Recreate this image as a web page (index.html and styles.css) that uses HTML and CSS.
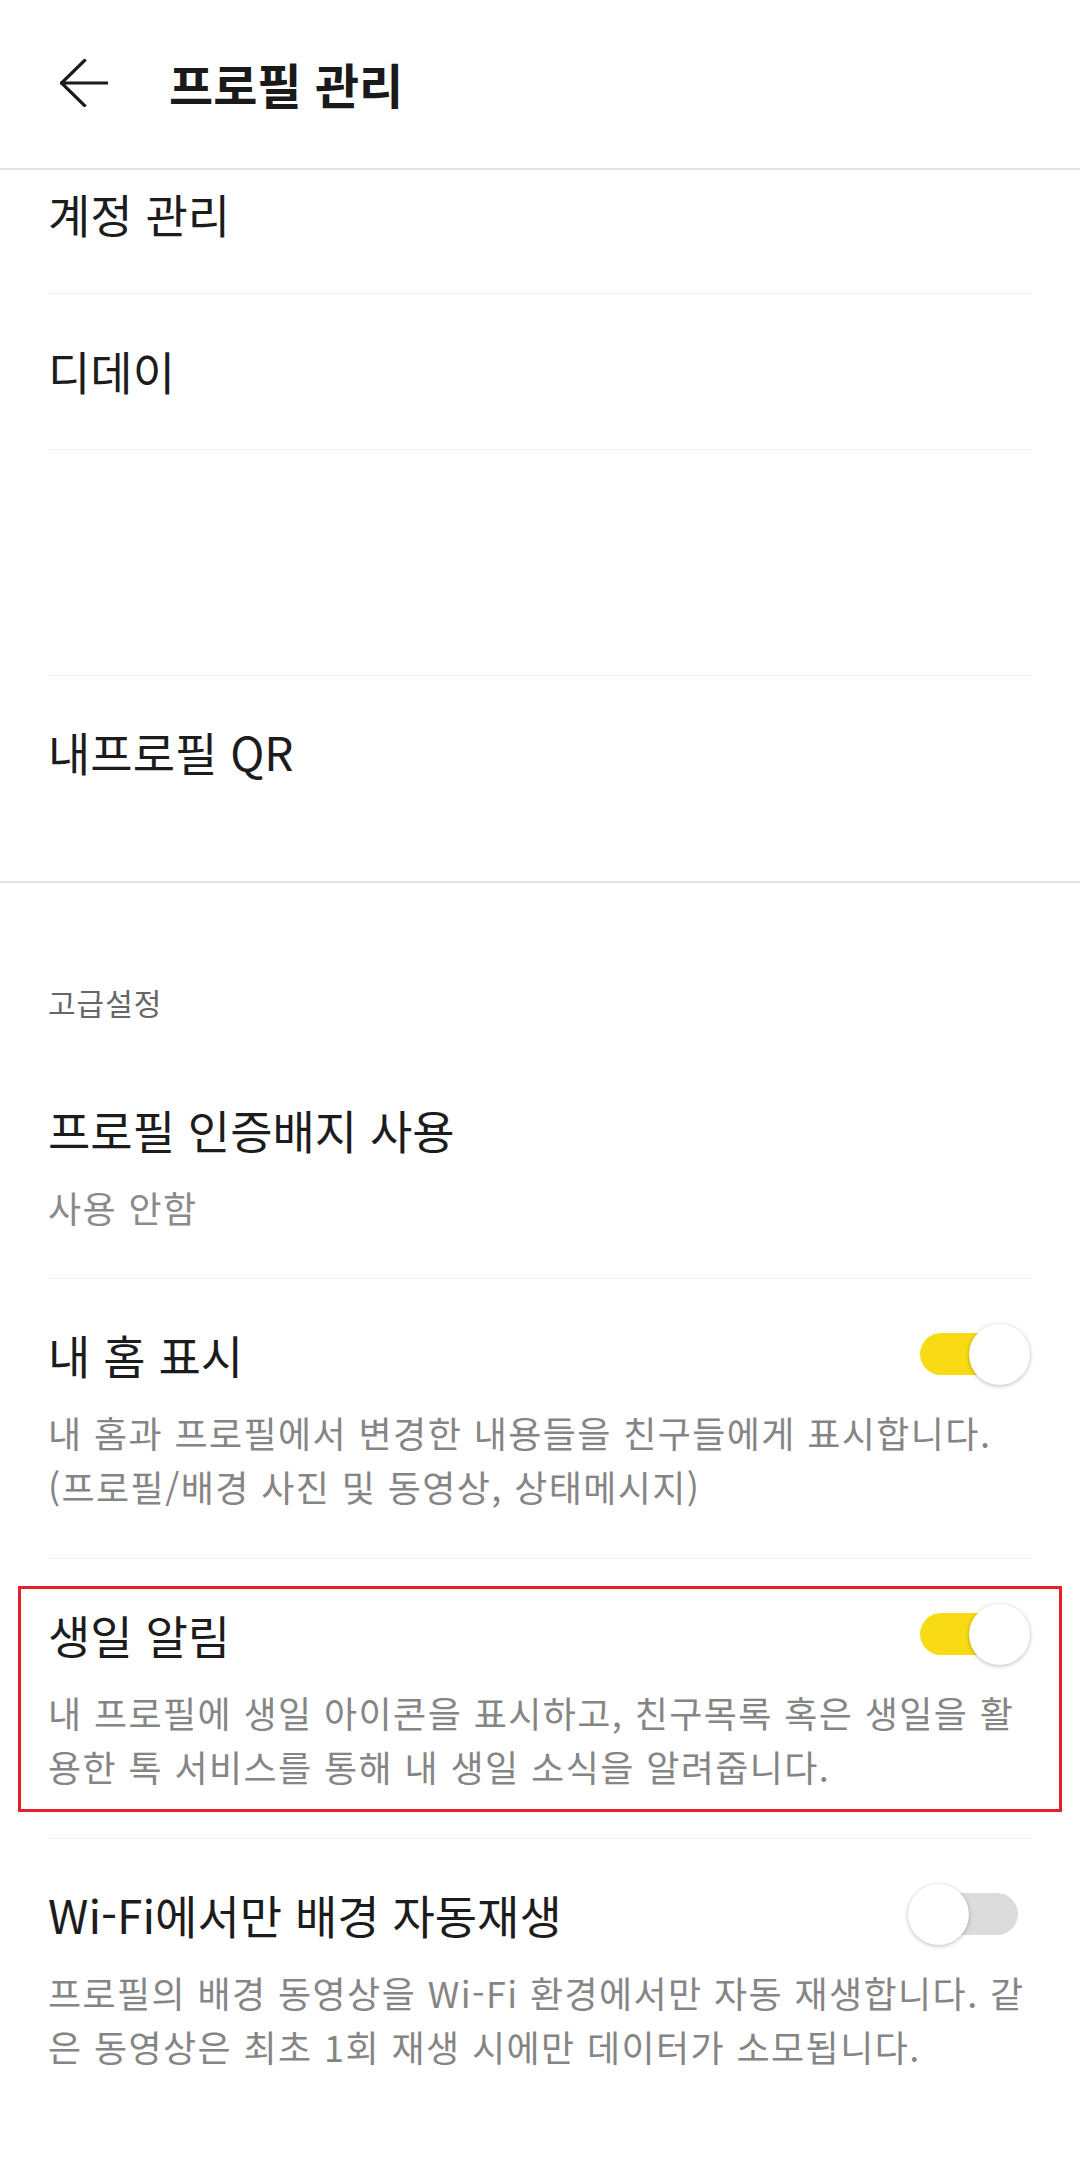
FILE: index.html
```html
<!DOCTYPE html>
<html lang="ko">
<head>
<meta charset="utf-8">
<title>프로필 관리</title>
<link rel="stylesheet" href="styles.css">
</head>
<body>
<header class="appbar">
  <svg class="back" width="48" height="48" viewBox="0 0 48 48" aria-hidden="true">
    <path d="M48 24 H1.5 M24.5 1.5 L1.5 24 L24.5 46.5" fill="none" stroke="#1a1a1a" stroke-width="3.2" stroke-linecap="square" stroke-linejoin="miter"/>
  </svg>
  <h1 class="appbar-title">프로필 관리</h1>
</header>

<main>
  <section class="group group-basic">
    <div class="row row-first"><span class="row-title">계정 관리</span></div>
    <div class="row"><span class="row-title">디데이</span></div>
    <div class="row row-blank"></div>
    <div class="row row-last"><span class="row-title">내프로필 QR</span></div>
  </section>

  <section class="group group-advanced">
    <div class="group-label">고급설정</div>

    <div class="row row-setting">
      <div class="row-head"><span class="row-title">프로필 인증배지 사용</span></div>
      <p class="row-desc row-value">사용 안함</p>
    </div>

    <div class="row row-setting">
      <div class="row-head">
        <span class="row-title">내 홈 표시</span>
        <span class="switch on"><span class="track"></span><span class="thumb"></span></span>
      </div>
      <p class="row-desc"><span class="line">내 홈과 프로필에서 변경한 내용들을 친구들에게 표시합니다.</span><span class="line">(프로필/배경 사진 및 동영상, 상태메시지)</span></p>
    </div>

    <div class="row row-setting highlighted">
      <div class="row-head">
        <span class="row-title">생일 알림</span>
        <span class="switch on"><span class="track"></span><span class="thumb"></span></span>
      </div>
      <p class="row-desc"><span class="line">내 프로필에 생일 아이콘을 표시하고, 친구목록 혹은 생일을 활</span><span class="line">용한 톡 서비스를 통해 내 생일 소식을 알려줍니다.</span></p>
      <span class="highlight-box"></span>
    </div>

    <div class="row row-setting row-end">
      <div class="row-head">
        <span class="row-title">Wi-Fi에서만 배경 자동재생</span>
        <span class="switch off"><span class="track"></span><span class="thumb"></span></span>
      </div>
      <p class="row-desc"><span class="line">프로필의 배경 동영상을 Wi-Fi 환경에서만 자동 재생합니다. 같</span><span class="line">은 동영상은 최초 1회 재생 시에만 데이터가 소모됩니다.</span></p>
    </div>
  </section>
</main>
</body>
</html>
```

FILE: styles.css
```css
* { box-sizing: border-box; }

html, body {
  margin: 0;
  padding: 0;
  background: #ffffff;
}

body {
  width: 1080px;
  height: 2168px;
  overflow: hidden;
  font-family: "Noto Sans CJK KR", "Noto Sans", "Liberation Sans", sans-serif;
  color: #1c1c1c;
}

/* ---------- app bar ---------- */
.appbar {
  height: 170px;
  display: flex;
  align-items: center;
  padding-left: 60px;
  padding-bottom: 2px;
  border-bottom: 2px solid #e2e2e2;
}

.back {
  flex: none;
  display: block;
}

.appbar-title {
  margin: 0 0 0 61px;
  font-size: 48px;
  line-height: 60px;
  font-weight: 700;
  color: #1a1a1a;
}

/* ---------- groups ---------- */
.group {
  padding: 0 48px;
}

.group-basic {
  border-bottom: 2px solid #e2e2e2;
}

.row {
  border-bottom: 1px solid #f3f3f3;
  padding: 48px 0 51px;
}

.row-first {
  padding-top: 15px;
  padding-bottom: 52px;
}

.row-blank {
  height: 226px;
  padding: 0;
}

.row-last {
  border-bottom: none;
  padding-top: 47px;
  padding-bottom: 102px;
}

.row-title {
  display: block;
  font-size: 46px;
  line-height: 56px;
  font-weight: 400;
  color: #1c1c1c;
  white-space: nowrap;
}

.group-label {
  padding-top: 99px;
  font-size: 30px;
  line-height: 40px;
  letter-spacing: 1px;
  color: #666666;
}

/* ---------- setting rows ---------- */
.row-setting {
  position: relative;
  padding: 47px 0 45px;
}

.group-label + .row-setting {
  padding-top: 79px;
  padding-bottom: 44px;
}

.row-end {
  border-bottom: none;
}

.row-head {
  display: flex;
  align-items: center;
  justify-content: space-between;
  height: 56px;
}

.row-desc {
  margin: 23px 0 0;
  font-size: 36px;
  line-height: 54px;
  letter-spacing: 1.4px;
  color: #858585;
  white-space: nowrap;
}

.row-desc .line {
  display: block;
}

.row-value {
  color: #8a8a8a;
}

/* ---------- switch ---------- */
.switch {
  position: relative;
  flex: none;
  width: 122px;
  height: 56px;
  margin-right: 2px;
}

.switch .track {
  position: absolute;
  left: 12px;
  top: 7px;
  width: 98px;
  height: 42px;
  border-radius: 21px;
  background: #dcdcdc;
}

.switch.on .track {
  background: #f8db14;
}

.switch .thumb {
  position: absolute;
  top: -2px;
  width: 61px;
  height: 61px;
  border-radius: 50%;
  background: #ffffff;
  box-shadow: 0 1px 4px rgba(0, 0, 0, 0.28);
}

.switch.on .thumb {
  right: 0;
}

.switch.off .thumb {
  left: 0;
}

/* ---------- annotation ---------- */
.highlight-box {
  position: absolute;
  left: -30px;
  top: 27px;
  width: 1044px;
  height: 226px;
  border: 3px solid #e3202b;
  pointer-events: none;
}
```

> _Goal_
Set down all the data again exactly as above, pictures excluded.

> _Output for this task_
Recreate this image as a web page (index.html and styles.css) that uses HTML and CSS.
FILE: index.html
```html
<!DOCTYPE html>
<html lang="ko">
<head>
<meta charset="utf-8">
<title>프로필 관리</title>
<link rel="stylesheet" href="styles.css">
</head>
<body>
<header class="appbar">
  <svg class="back" width="48" height="48" viewBox="0 0 48 48" aria-hidden="true">
    <path d="M48 24 H1.5 M24.5 1.5 L1.5 24 L24.5 46.5" fill="none" stroke="#1a1a1a" stroke-width="3.2" stroke-linecap="square" stroke-linejoin="miter"/>
  </svg>
  <h1 class="appbar-title">프로필 관리</h1>
</header>

<main>
  <section class="group group-basic">
    <div class="row row-first"><span class="row-title">계정 관리</span></div>
    <div class="row"><span class="row-title">디데이</span></div>
    <div class="row row-blank"></div>
    <div class="row row-last"><span class="row-title">내프로필 QR</span></div>
  </section>

  <section class="group group-advanced">
    <div class="group-label">고급설정</div>

    <div class="row row-setting">
      <div class="row-head"><span class="row-title">프로필 인증배지 사용</span></div>
      <p class="row-desc row-value">사용 안함</p>
    </div>

    <div class="row row-setting">
      <div class="row-head">
        <span class="row-title">내 홈 표시</span>
        <span class="switch on"><span class="track"></span><span class="thumb"></span></span>
      </div>
      <p class="row-desc"><span class="line">내 홈과 프로필에서 변경한 내용들을 친구들에게 표시합니다.</span><span class="line">(프로필/배경 사진 및 동영상, 상태메시지)</span></p>
    </div>

    <div class="row row-setting highlighted">
      <div class="row-head">
        <span class="row-title">생일 알림</span>
        <span class="switch on"><span class="track"></span><span class="thumb"></span></span>
      </div>
      <p class="row-desc"><span class="line">내 프로필에 생일 아이콘을 표시하고, 친구목록 혹은 생일을 활</span><span class="line">용한 톡 서비스를 통해 내 생일 소식을 알려줍니다.</span></p>
      <span class="highlight-box"></span>
    </div>

    <div class="row row-setting row-end">
      <div class="row-head">
        <span class="row-title">Wi-Fi에서만 배경 자동재생</span>
        <span class="switch off"><span class="track"></span><span class="thumb"></span></span>
      </div>
      <p class="row-desc"><span class="line">프로필의 배경 동영상을 Wi-Fi 환경에서만 자동 재생합니다. 같</span><span class="line">은 동영상은 최초 1회 재생 시에만 데이터가 소모됩니다.</span></p>
    </div>
  </section>
</main>
</body>
</html>
```

FILE: styles.css
```css
* { box-sizing: border-box; }

html, body {
  margin: 0;
  padding: 0;
  background: #ffffff;
}

body {
  width: 1080px;
  height: 2168px;
  overflow: hidden;
  font-family: "Noto Sans CJK KR", "Noto Sans", "Liberation Sans", sans-serif;
  color: #1c1c1c;
}

/* ---------- app bar ---------- */
.appbar {
  height: 170px;
  display: flex;
  align-items: center;
  padding-left: 60px;
  padding-bottom: 2px;
  border-bottom: 2px solid #e2e2e2;
}

.back {
  flex: none;
  display: block;
}

.appbar-title {
  margin: 0 0 0 61px;
  font-size: 48px;
  line-height: 60px;
  font-weight: 700;
  color: #1a1a1a;
}

/* ---------- groups ---------- */
.group {
  padding: 0 48px;
}

.group-basic {
  border-bottom: 2px solid #e2e2e2;
}

.row {
  border-bottom: 1px solid #f3f3f3;
  padding: 48px 0 51px;
}

.row-first {
  padding-top: 15px;
  padding-bottom: 52px;
}

.row-blank {
  height: 226px;
  padding: 0;
}

.row-last {
  border-bottom: none;
  padding-top: 47px;
  padding-bottom: 102px;
}

.row-title {
  display: block;
  font-size: 46px;
  line-height: 56px;
  font-weight: 400;
  color: #1c1c1c;
  white-space: nowrap;
}

.group-label {
  padding-top: 99px;
  font-size: 30px;
  line-height: 40px;
  letter-spacing: 1px;
  color: #666666;
}

/* ---------- setting rows ---------- */
.row-setting {
  position: relative;
  padding: 47px 0 45px;
}

.group-label + .row-setting {
  padding-top: 79px;
  padding-bottom: 44px;
}

.row-end {
  border-bottom: none;
}

.row-head {
  display: flex;
  align-items: center;
  justify-content: space-between;
  height: 56px;
}

.row-desc {
  margin: 23px 0 0;
  font-size: 36px;
  line-height: 54px;
  letter-spacing: 1.4px;
  color: #858585;
  white-space: nowrap;
}

.row-desc .line {
  display: block;
}

.row-value {
  color: #8a8a8a;
}

/* ---------- switch ---------- */
.switch {
  position: relative;
  flex: none;
  width: 122px;
  height: 56px;
  margin-right: 2px;
}

.switch .track {
  position: absolute;
  left: 12px;
  top: 7px;
  width: 98px;
  height: 42px;
  border-radius: 21px;
  background: #dcdcdc;
}

.switch.on .track {
  background: #f8db14;
}

.switch .thumb {
  position: absolute;
  top: -2px;
  width: 61px;
  height: 61px;
  border-radius: 50%;
  background: #ffffff;
  box-shadow: 0 1px 4px rgba(0, 0, 0, 0.28);
}

.switch.on .thumb {
  right: 0;
}

.switch.off .thumb {
  left: 0;
}

/* ---------- annotation ---------- */
.highlight-box {
  position: absolute;
  left: -30px;
  top: 27px;
  width: 1044px;
  height: 226px;
  border: 3px solid #e3202b;
  pointer-events: none;
}
```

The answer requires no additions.